## Problem to work on
Extract the listing in its entirety, keeping each line identical to the original.

## Data shown
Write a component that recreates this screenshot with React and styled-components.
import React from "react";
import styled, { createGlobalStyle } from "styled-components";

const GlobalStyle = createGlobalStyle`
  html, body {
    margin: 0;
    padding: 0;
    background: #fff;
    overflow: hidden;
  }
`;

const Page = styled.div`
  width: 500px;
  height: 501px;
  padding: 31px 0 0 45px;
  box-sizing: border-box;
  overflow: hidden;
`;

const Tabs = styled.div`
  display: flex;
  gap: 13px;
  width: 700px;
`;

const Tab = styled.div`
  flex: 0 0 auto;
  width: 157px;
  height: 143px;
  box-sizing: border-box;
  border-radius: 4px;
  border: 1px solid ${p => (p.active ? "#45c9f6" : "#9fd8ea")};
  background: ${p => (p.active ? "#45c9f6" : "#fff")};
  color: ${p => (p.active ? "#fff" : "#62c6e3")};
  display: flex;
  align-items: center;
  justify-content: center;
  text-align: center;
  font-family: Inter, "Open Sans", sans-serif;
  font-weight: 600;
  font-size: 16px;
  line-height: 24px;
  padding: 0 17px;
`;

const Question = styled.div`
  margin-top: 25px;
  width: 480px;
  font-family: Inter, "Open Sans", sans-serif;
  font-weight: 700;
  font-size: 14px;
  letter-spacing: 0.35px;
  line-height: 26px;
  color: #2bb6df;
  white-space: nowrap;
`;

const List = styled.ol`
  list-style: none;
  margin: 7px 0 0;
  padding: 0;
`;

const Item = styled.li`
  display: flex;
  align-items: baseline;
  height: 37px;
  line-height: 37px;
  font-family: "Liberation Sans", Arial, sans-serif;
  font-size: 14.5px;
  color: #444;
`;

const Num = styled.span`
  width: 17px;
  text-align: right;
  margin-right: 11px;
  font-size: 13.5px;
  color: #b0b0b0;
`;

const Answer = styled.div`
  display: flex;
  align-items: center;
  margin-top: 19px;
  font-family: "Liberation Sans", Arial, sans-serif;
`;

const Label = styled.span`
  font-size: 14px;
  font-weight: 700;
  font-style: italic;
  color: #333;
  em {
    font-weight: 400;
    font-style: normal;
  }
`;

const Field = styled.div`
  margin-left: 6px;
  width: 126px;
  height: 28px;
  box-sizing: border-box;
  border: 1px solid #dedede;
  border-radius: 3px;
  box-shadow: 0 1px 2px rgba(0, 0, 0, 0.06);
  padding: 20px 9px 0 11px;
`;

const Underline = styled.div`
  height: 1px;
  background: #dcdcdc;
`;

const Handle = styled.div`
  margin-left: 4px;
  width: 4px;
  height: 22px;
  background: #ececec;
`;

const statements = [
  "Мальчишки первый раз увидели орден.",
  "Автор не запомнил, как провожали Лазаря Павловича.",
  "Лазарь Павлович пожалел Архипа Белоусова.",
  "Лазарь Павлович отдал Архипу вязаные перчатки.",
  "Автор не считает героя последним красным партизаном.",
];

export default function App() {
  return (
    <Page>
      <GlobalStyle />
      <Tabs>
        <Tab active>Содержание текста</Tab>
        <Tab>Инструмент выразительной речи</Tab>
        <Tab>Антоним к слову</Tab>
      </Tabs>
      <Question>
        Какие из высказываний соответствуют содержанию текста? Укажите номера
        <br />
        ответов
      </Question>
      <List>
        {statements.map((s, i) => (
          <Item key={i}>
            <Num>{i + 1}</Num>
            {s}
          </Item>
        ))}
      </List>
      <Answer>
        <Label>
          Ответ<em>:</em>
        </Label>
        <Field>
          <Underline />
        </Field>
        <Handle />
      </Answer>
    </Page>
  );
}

## Response to the exercise
Write a component that recreates this screenshot with React and styled-components.
import React from "react";
import styled, { createGlobalStyle } from "styled-components";

const GlobalStyle = createGlobalStyle`
  html, body {
    margin: 0;
    padding: 0;
    background: #fff;
    overflow: hidden;
  }
`;

const Page = styled.div`
  width: 500px;
  height: 501px;
  padding: 31px 0 0 45px;
  box-sizing: border-box;
  overflow: hidden;
`;

const Tabs = styled.div`
  display: flex;
  gap: 13px;
  width: 700px;
`;

const Tab = styled.div`
  flex: 0 0 auto;
  width: 157px;
  height: 143px;
  box-sizing: border-box;
  border-radius: 4px;
  border: 1px solid ${p => (p.active ? "#45c9f6" : "#9fd8ea")};
  background: ${p => (p.active ? "#45c9f6" : "#fff")};
  color: ${p => (p.active ? "#fff" : "#62c6e3")};
  display: flex;
  align-items: center;
  justify-content: center;
  text-align: center;
  font-family: Inter, "Open Sans", sans-serif;
  font-weight: 600;
  font-size: 16px;
  line-height: 24px;
  padding: 0 17px;
`;

const Question = styled.div`
  margin-top: 25px;
  width: 480px;
  font-family: Inter, "Open Sans", sans-serif;
  font-weight: 700;
  font-size: 14px;
  letter-spacing: 0.35px;
  line-height: 26px;
  color: #2bb6df;
  white-space: nowrap;
`;

const List = styled.ol`
  list-style: none;
  margin: 7px 0 0;
  padding: 0;
`;

const Item = styled.li`
  display: flex;
  align-items: baseline;
  height: 37px;
  line-height: 37px;
  font-family: "Liberation Sans", Arial, sans-serif;
  font-size: 14.5px;
  color: #444;
`;

const Num = styled.span`
  width: 17px;
  text-align: right;
  margin-right: 11px;
  font-size: 13.5px;
  color: #b0b0b0;
`;

const Answer = styled.div`
  display: flex;
  align-items: center;
  margin-top: 19px;
  font-family: "Liberation Sans", Arial, sans-serif;
`;

const Label = styled.span`
  font-size: 14px;
  font-weight: 700;
  font-style: italic;
  color: #333;
  em {
    font-weight: 400;
    font-style: normal;
  }
`;

const Field = styled.div`
  margin-left: 6px;
  width: 126px;
  height: 28px;
  box-sizing: border-box;
  border: 1px solid #dedede;
  border-radius: 3px;
  box-shadow: 0 1px 2px rgba(0, 0, 0, 0.06);
  padding: 20px 9px 0 11px;
`;

const Underline = styled.div`
  height: 1px;
  background: #dcdcdc;
`;

const Handle = styled.div`
  margin-left: 4px;
  width: 4px;
  height: 22px;
  background: #ececec;
`;

const statements = [
  "Мальчишки первый раз увидели орден.",
  "Автор не запомнил, как провожали Лазаря Павловича.",
  "Лазарь Павлович пожалел Архипа Белоусова.",
  "Лазарь Павлович отдал Архипу вязаные перчатки.",
  "Автор не считает героя последним красным партизаном.",
];

export default function App() {
  return (
    <Page>
      <GlobalStyle />
      <Tabs>
        <Tab active>Содержание текста</Tab>
        <Tab>Инструмент выразительной речи</Tab>
        <Tab>Антоним к слову</Tab>
      </Tabs>
      <Question>
        Какие из высказываний соответствуют содержанию текста? Укажите номера
        <br />
        ответов
      </Question>
      <List>
        {statements.map((s, i) => (
          <Item key={i}>
            <Num>{i + 1}</Num>
            {s}
          </Item>
        ))}
      </List>
      <Answer>
        <Label>
          Ответ<em>:</em>
        </Label>
        <Field>
          <Underline />
        </Field>
        <Handle />
      </Answer>
    </Page>
  );
}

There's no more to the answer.